Blaeu's Atlas of Scotland is ultimately based on the work of Scottish cartographer Timothy Pont, who likely did the fieldwork on which his maps were based in the 1580s and 1590s. Pont never finished the work; he did ask King James VI and I for financial support for an atlas in the 1610s, but he died in 1615 and the project came to naught. Sir James Balfour, 1st Baronet, of Denmilne and Kinnaird, came across Pont's work toward the end of the 1620s and rescued them; he, in turn, passed them on to John Scot, Lord Scotstarvit, from whom Joan Blaeu, working in Amsterdam, received them in the early 1630s. Blaeu had shown interest in mapping Scotland in 1626 in correspondence with Scot, and so Balfour's find proved timely. Around 35 of the Scottish maps came from Pont; others came from Robert Gordon of Straloch and his son James.[2]
Joan Blaeu explains in the preface that the maps of Scotland depended on the work of Pont and that John Scot had been instrumental in transferring those maps ("but much torn and deformed") to Amsterdam. Blaeu organized the maps, and "finishing touches" (corrections and some descriptions) were applied by Robert and James Gordon. Descriptions for Orkney and Shetland were written by someone from Orkney; all others are derived from George Buchanan and an Englishman named Camden (whose descriptions were often corrected by John Scot).[3]
The preface of the Volume IV in the series announced it already in 1645 but it was not published until 1654, in Latin, French, and German (earlier volumes of Blaeu's Atlas Maior were published separately in various languages).[3] A Spanish edition was published probably in 1659.[4]
The atlas has 49 maps of Scotland and, despite its common name ("Blaeu Atlas of Scotland"), 6 maps of Ireland. For cartobibliographer Van der Krogt, the Irish maps indicate that Blaeu wasn't interested in an atlas of Scotland per se, and the slow production development (nearly twenty-five years passed between the first communications regarding Scottish maps and the publication of the book) suggests that it was not of great commercial significance to the firm either.[4]

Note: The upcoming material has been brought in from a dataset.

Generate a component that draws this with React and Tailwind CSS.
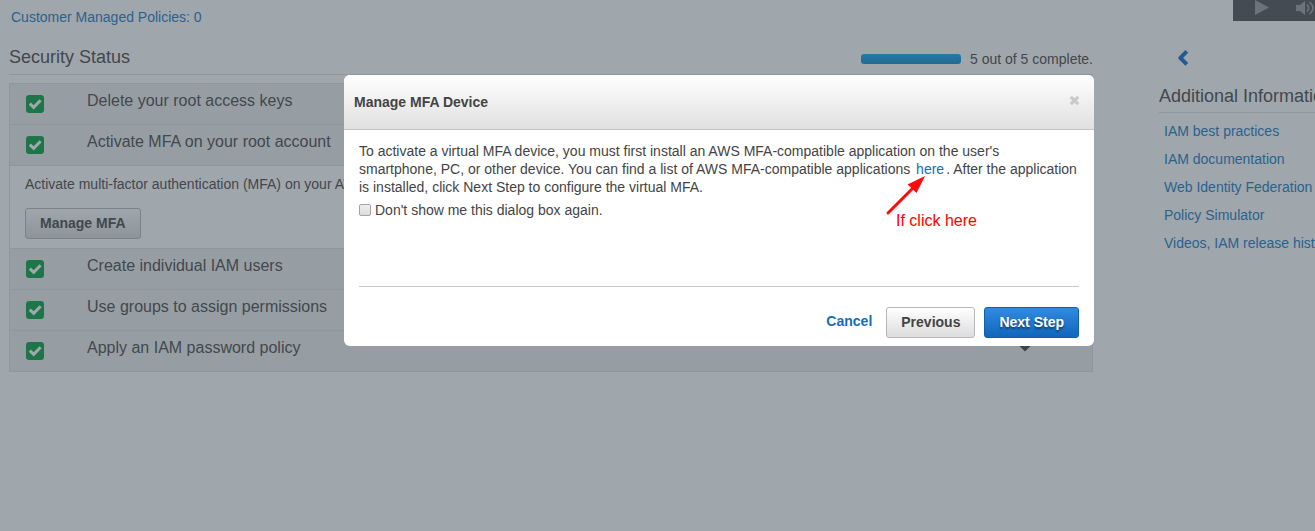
import React from "react";

function CheckBadge() {
  return (
    <svg className="size-[18px] shrink-0" viewBox="0 0 18 18" aria-hidden="true">
      <rect width="18" height="18" rx="3.2" fill="#1e7547" />
      <path d="M3.800 8.600L7.700 12.400L14.600 5.300" fill="none" stroke="#a0a8ad" strokeWidth="3" />
    </svg>
  );
}

function Chevron() {
  return (
    <svg className="mb-2 h-3 w-4" viewBox="0 0 16 12" aria-hidden="true">
      <path d="M4 3l5 5 5-5" fill="none" stroke="#3b4248" strokeWidth="3.600" />
    </svg>
  );
}

function StatusRow({ label }) {
  return (
    <button
      type="button"
      className="flex h-[41px] w-full items-center border-t border-[#8f969c] bg-[#979ea3] pr-[60px] pl-4 text-left"
    >
      <span className="mr-[43px] flex">
        <CheckBadge />
      </span>
      <span className="flex-1 pb-[6px] text-base leading-5">{label}</span>
      <Chevron />
    </button>
  );
}

const resources = [
  "IAM best practices",
  "IAM documentation",
  "Web Identity Federation Playground",
  "Policy Simulator",
  "Videos, IAM release history and additional resources",
];

function Sidebar() {
  return (
    <aside className="w-[156px] shrink-0 overflow-hidden whitespace-nowrap">
      <div className="ml-auto flex h-[21px] w-[82px] items-start bg-[#444b52]">
        <button type="button" aria-label="Play" className="ml-[22px]">
          <svg className="block h-4 w-[14px]" viewBox="0 0 14 16">
            <path d="M0 0v15L14 7.500 0 0z" fill="#6c747b" />
          </svg>
        </button>
        <button type="button" aria-label="Volume" className="ml-[27px]">
          <svg className="block h-4 w-[19px]" viewBox="0 0 19 16">
            <path d="M0 5h4L9 1v14l-5-4H0z" fill="#6c747b" />
            <path d="M11 4.500q3.500 3.500 0 7M13.500 2q7 6 0 12" fill="none" stroke="#6c747b" strokeWidth="1.600" />
          </svg>
        </button>
      </div>
      <button type="button" aria-label="Collapse panel" className="mt-[29px] ml-[18px] block">
        <svg className="block h-4 w-3" viewBox="0 0 12 16">
          <path d="M9.800 1.400L3.400 7.900l6.400 6.500" fill="none" stroke="#235a95" strokeWidth="4" strokeLinejoin="round" />
        </svg>
      </button>
      <h2 className="mt-[18px] border-b border-[#8f969c] pb-1 text-lg leading-6">Additional Information</h2>
      <ul className="mt-1 pl-[5px]">
        {resources.map((item) => (
          <li key={item} className="h-7 leading-7">
            <a href="#" className="text-[#2a628f]">{item}</a>
          </li>
        ))}
      </ul>
    </aside>
  );
}

function Dialog() {
  return (
    <div
      role="dialog"
      aria-labelledby="dialog-title"
      className="absolute top-[75px] left-[344px] w-[750px] overflow-hidden rounded-md bg-white text-[#444]"
    >
      <header className="flex h-[55px] items-center justify-between border-b border-[#c4c4c4] bg-linear-to-b from-white to-[#e0e0e0] pr-[14px] pl-[10px]">
        <h2 id="dialog-title" className="font-bold">Manage MFA Device</h2>
        <button type="button" aria-label="Close" className="pb-[3px]">
          <svg className="block size-[11px]" viewBox="0 0 11 11">
            <path d="M1.800 1.800l7.400 7.400M9.200 1.800l-7.400 7.400" stroke="#c9c9c9" strokeWidth="3.200" />
          </svg>
        </button>
      </header>
      <div className="px-[15px] pt-3 pb-2">
        <p className="leading-[18px]">
          To activate a virtual MFA device, you must first install an AWS MFA-compatible application on the user's
          smartphone, PC, or other device. You can find a list of AWS MFA-compatible applications{" "}
          <a href="#" className="mx-[2px] text-[#146eb4]">here</a>. After the application is installed, click Next Step to
          configure the virtual MFA.
        </p>
        <label className="mt-[5px] flex items-center gap-1 leading-[18px]">
          <input
            type="checkbox"
            className="size-3 appearance-none rounded-[2px] border border-[#a3a3a3] bg-linear-to-b from-[#efefef] to-[#dcdcdc] checked:bg-[#146eb4]"
          />
          Don't show me this dialog box again.
        </label>
        <footer className="mt-[67px] flex items-center justify-end border-t border-[#c8c8c8] pt-5 font-bold">
          <button type="button" className="mr-[14px] pb-1 text-[#146eb4]">Cancel</button>
          <button
            type="button"
            className="mr-[9px] h-[31px] rounded-[3px] border border-[#b8b8b8] bg-linear-to-b from-white to-[#dcdcdc] px-[14px] pb-[2px]"
          >
            Previous
          </button>
          <button
            type="button"
            className="h-[31px] rounded-[3px] border border-[#1160ae] bg-linear-to-b from-[#308be0] to-[#1166bb] px-[14px] pb-[2px] text-white [text-shadow:0_2px_2px_#0d3c6e]"
          >
            Next Step
          </button>
        </footer>
      </div>
      <div className="pointer-events-none absolute top-[100px] left-[540px] flex text-base leading-5 text-[#ff0000]">
        <svg className="h-[42px] w-[42px]" viewBox="0 0 42 42" aria-hidden="true">
          <path d="M4 38L29 13" stroke="#ff0a0a" strokeWidth="3" strokeLinecap="round" />
          <path d="M41 1L23.500 9.500l4.500 4 4.500 4.500z" fill="#ff0a0a" />
        </svg>
        <span className="-ml-[30px] pt-[36px]">If click here</span>
      </div>
    </div>
  );
}

export default function App() {
  return (
    <div className="relative min-h-screen overflow-hidden bg-[#9fa6ac] font-['Liberation_Sans',Arial,sans-serif] text-sm leading-5 text-[#42484d]">
      <div className="flex">
        <main className="mr-[66px] ml-[9px] min-w-0 flex-1 pt-[7px]">
          <a href="#" className="ml-[2px] block text-[#2a628f]">Customer Managed Policies: 0</a>
          <div className="mt-[18px] flex items-center justify-between border-b border-[#8f969c] pb-[5px]">
            <h1 className="text-lg leading-6">Security Status</h1>
            <div className="flex items-center gap-[9px] pt-1">
              <div className="h-[10px] w-[100px] rounded-[3px] bg-linear-to-b from-[#2778a5] to-[#226a96]" />
              <span>5 out of 5 complete.</span>
            </div>
          </div>
          <section className="mt-2 border border-t-0 border-[#8f969c]">
            <StatusRow label="Delete your root access keys" />
            <StatusRow label="Activate MFA on your root account" />
            <div className="border-t border-[#8f969c] px-[15px] pt-2 pb-[9px]">
              <p>Activate multi-factor authentication (MFA) on your AWS root account to add another layer of protection.</p>
              <button
                type="button"
                className="mt-[14px] h-[31px] rounded-[3px] border border-[#7b8288] bg-linear-to-b from-[#9fa6ac] to-[#8d949a] px-[14px] pb-[2px] font-bold"
              >
                Manage MFA
              </button>
            </div>
            <StatusRow label="Create individual IAM users" />
            <StatusRow label="Use groups to assign permissions" />
            <StatusRow label="Apply an IAM password policy" />
          </section>
        </main>
        <Sidebar />
      </div>
      <Dialog />
    </div>
  );
}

The atlas is notable for being the first of its kind, but also for its quality. According to historian and cartobibliographer Jeffrey C. Stone, "Blaeu's portrayal of the Scottish landscape far exceeded, in both accuracy and content, anything previously published, or indeed anything to follow for more than a hundred years"; Stone argues that the century following its publication saw nothing of importance or quality happen, not until William Roy's military survey of Scotland (1747-1755). Relatively little scholarship was done in connection to the atlas, and nothing of much value happened until the publication in 1841 and 1858 of two sets of manuscripts and correspondence pertaining to the original publication of the atlas, a publication that saved those materials from oblivion.[5] Important work in preserving, cataloguing, and researching the atlas was carried out by Caleb George Cash, an English-born mountaineer and antiquarian who lived and taught in Scotland for most of his life. The manuscript maps had "fallen into disarray", and Cash began by preserving them. Then, he described and catalogued them, and collected and reviewed everything that had been written on them, and any material connected to the printed work. Apparently he did such an exhaustive job that for the next fifty years nothing of importance was added.[6]

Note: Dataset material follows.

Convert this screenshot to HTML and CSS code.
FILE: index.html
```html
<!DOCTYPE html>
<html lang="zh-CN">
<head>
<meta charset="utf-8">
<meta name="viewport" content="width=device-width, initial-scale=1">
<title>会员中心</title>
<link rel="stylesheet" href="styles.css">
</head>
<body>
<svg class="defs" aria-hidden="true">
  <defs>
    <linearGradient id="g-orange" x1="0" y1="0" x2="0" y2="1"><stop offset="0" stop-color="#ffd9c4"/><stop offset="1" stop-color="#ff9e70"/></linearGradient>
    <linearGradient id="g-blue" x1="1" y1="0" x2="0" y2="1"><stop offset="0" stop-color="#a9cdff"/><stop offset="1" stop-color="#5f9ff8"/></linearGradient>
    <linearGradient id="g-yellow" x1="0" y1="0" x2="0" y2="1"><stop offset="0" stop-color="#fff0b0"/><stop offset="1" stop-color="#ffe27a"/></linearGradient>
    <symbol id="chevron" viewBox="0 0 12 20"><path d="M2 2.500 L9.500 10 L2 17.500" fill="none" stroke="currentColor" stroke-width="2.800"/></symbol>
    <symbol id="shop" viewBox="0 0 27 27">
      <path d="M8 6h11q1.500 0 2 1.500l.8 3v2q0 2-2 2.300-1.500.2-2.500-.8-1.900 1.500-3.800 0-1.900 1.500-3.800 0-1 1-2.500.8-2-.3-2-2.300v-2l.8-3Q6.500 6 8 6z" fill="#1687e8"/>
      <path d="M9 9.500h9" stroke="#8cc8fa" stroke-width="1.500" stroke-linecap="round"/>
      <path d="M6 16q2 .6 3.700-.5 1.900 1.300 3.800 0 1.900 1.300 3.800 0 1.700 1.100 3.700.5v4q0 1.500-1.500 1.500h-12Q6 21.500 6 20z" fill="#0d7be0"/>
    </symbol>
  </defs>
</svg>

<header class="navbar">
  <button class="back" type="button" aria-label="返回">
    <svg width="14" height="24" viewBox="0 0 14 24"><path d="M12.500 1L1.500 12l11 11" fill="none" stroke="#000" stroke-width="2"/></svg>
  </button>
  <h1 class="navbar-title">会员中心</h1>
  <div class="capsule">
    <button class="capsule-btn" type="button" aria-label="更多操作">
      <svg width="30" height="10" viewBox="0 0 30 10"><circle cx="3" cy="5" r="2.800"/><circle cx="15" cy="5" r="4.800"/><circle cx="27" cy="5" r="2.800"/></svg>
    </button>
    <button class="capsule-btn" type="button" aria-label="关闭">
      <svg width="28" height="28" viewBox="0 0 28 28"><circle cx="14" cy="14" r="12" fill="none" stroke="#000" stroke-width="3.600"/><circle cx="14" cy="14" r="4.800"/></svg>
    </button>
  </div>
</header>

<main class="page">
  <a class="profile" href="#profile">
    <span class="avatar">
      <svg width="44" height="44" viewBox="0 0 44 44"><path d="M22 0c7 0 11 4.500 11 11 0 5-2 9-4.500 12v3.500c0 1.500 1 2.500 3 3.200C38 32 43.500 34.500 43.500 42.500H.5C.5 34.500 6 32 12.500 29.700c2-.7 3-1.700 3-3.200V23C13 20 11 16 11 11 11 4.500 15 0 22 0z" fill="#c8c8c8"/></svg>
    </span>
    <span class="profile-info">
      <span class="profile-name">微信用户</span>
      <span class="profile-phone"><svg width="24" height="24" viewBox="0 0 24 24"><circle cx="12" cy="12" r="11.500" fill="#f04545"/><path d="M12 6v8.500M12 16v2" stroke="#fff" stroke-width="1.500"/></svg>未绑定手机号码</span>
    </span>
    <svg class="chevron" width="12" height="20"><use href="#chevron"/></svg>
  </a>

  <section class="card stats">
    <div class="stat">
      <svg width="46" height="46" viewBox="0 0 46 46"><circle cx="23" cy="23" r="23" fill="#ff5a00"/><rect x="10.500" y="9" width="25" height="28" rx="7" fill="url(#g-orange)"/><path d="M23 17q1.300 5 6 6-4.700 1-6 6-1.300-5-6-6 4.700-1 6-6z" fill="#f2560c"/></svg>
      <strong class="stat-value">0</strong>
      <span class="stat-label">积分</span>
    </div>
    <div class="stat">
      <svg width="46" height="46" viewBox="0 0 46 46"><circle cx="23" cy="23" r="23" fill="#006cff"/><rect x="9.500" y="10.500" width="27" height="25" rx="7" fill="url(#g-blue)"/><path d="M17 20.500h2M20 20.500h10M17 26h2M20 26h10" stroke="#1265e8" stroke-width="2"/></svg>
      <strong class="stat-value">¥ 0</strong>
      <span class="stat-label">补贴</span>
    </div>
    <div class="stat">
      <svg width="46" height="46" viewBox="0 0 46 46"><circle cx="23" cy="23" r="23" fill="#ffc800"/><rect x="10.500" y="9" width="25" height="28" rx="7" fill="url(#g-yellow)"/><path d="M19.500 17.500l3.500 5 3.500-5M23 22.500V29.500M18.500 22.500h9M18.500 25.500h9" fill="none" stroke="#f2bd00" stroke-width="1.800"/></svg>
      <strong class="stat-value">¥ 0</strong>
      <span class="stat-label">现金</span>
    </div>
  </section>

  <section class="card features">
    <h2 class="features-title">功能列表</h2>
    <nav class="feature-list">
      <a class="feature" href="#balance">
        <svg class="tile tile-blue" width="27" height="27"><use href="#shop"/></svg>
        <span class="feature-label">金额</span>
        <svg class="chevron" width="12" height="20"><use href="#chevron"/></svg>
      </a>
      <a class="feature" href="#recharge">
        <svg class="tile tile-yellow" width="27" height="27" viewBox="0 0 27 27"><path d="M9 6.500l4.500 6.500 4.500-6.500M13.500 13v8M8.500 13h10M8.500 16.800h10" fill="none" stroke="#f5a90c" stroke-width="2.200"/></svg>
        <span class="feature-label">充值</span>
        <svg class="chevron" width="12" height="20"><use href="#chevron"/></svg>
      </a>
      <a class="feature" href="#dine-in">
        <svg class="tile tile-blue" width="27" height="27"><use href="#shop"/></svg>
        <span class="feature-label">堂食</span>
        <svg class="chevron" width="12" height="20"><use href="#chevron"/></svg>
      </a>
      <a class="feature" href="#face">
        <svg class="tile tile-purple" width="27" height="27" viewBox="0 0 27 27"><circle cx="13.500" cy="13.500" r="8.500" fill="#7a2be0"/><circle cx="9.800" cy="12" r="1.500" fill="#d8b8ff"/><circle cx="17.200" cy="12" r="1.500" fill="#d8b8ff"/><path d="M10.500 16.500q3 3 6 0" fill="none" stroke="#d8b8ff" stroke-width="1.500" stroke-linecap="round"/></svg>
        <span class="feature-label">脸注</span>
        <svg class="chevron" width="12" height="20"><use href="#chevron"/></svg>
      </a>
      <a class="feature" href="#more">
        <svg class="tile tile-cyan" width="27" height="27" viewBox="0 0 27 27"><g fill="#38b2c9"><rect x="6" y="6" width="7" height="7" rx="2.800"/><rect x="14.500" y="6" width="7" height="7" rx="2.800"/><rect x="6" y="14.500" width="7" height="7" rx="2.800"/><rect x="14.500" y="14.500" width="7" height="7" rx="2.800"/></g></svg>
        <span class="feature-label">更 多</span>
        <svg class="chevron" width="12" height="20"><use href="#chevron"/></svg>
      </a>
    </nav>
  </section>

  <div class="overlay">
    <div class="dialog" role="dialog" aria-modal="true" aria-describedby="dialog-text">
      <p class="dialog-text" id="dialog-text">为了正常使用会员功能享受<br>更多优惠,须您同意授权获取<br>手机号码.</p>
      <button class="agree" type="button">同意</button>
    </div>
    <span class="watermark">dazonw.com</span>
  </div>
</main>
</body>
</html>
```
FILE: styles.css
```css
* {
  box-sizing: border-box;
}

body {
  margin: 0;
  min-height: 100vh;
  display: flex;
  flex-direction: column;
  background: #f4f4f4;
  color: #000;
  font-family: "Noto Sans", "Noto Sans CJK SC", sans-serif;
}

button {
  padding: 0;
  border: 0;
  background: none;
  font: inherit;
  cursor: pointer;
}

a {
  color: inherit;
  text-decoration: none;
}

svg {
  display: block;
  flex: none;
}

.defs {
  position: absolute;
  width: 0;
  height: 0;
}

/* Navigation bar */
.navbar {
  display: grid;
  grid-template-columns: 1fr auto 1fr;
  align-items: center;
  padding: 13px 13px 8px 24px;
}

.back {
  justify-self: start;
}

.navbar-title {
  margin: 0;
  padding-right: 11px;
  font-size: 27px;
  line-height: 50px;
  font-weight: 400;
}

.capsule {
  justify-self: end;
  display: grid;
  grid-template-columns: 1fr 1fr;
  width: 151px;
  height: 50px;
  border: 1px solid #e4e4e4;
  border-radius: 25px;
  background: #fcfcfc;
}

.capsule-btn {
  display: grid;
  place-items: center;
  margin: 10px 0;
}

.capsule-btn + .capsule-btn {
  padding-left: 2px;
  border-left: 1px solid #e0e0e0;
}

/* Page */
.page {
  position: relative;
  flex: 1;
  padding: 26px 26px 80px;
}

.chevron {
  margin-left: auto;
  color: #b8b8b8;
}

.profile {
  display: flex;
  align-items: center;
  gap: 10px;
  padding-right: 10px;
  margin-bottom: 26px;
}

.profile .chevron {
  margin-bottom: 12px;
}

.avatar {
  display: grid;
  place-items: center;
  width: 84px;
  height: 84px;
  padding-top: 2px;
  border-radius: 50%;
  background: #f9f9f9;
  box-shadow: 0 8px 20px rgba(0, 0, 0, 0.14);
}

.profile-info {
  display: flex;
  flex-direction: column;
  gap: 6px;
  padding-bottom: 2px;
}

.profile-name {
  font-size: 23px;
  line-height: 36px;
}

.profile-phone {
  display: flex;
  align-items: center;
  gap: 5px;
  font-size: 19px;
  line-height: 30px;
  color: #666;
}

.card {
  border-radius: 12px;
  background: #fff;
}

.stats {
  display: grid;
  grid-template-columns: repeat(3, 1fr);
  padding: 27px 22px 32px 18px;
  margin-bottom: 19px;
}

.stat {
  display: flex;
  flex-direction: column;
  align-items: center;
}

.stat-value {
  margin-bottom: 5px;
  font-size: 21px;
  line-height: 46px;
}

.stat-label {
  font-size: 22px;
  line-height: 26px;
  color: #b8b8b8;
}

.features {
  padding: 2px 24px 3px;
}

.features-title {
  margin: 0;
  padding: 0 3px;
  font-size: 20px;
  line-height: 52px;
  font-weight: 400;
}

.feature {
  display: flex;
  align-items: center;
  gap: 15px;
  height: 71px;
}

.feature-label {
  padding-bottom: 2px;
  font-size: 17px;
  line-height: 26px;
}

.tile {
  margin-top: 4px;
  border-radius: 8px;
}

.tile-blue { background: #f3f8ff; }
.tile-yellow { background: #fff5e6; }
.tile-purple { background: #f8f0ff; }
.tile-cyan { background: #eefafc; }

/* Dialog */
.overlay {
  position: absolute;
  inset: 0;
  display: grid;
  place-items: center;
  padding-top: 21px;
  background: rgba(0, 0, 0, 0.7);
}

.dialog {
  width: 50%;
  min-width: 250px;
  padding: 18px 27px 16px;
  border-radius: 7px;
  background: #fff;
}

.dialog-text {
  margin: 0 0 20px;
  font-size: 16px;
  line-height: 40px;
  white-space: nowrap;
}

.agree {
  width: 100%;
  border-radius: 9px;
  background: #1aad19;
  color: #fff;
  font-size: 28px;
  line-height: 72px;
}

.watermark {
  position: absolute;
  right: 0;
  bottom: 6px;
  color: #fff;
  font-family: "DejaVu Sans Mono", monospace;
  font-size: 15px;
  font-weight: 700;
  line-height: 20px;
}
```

The 1960s and 1970s saw a resurgence of interest in the atlas, with half a dozen scholars active in publishing on the maps and the associated manuscripts; by that time, facsimiles of some of the maps had been printed by John Bartholomew and Son, of Edinburgh. During that period, in 1967, a new trove of documents was discovered, with seven letters by Willem Blaeu and eight by his son, Joan Blaeu, from between 1626 and 1657 and addressed to John Scot, Lord Scotstarvit, who played an important role in the production and preparation of the atlas. The documents showed that just after 1630 Scot had received maps made by Timothy Pont between 1583 and 1596; Pont signed 36 of the maps that Blaeu engraved. Some of those maps Scot had sent to Amsterdam for Blaeu to see, and some were to be edited by cartographer Robert and James Gordon. They edited and revised the maps in the 1630s and 1640s, half a century after Pont made the maps, which meant that many corrections may have had to be made and that it is difficult to assess who was responsible for which maps.[6]
The atlas was reprinted in 2006, edited by I. G. Cunningham and published with the assistance of the National Library of Scotland Cunningham also provided commentary on the texts. All the maps and texts are translated into English, and it has an introduction by Charles W. J. Withers, as well as a translation of the complete correspondence between Scot and Blaeu. A reviewer praised the "professionalism, innovation, and expertise" of the NLS staff, but criticized the absence of an index for the maps.[4]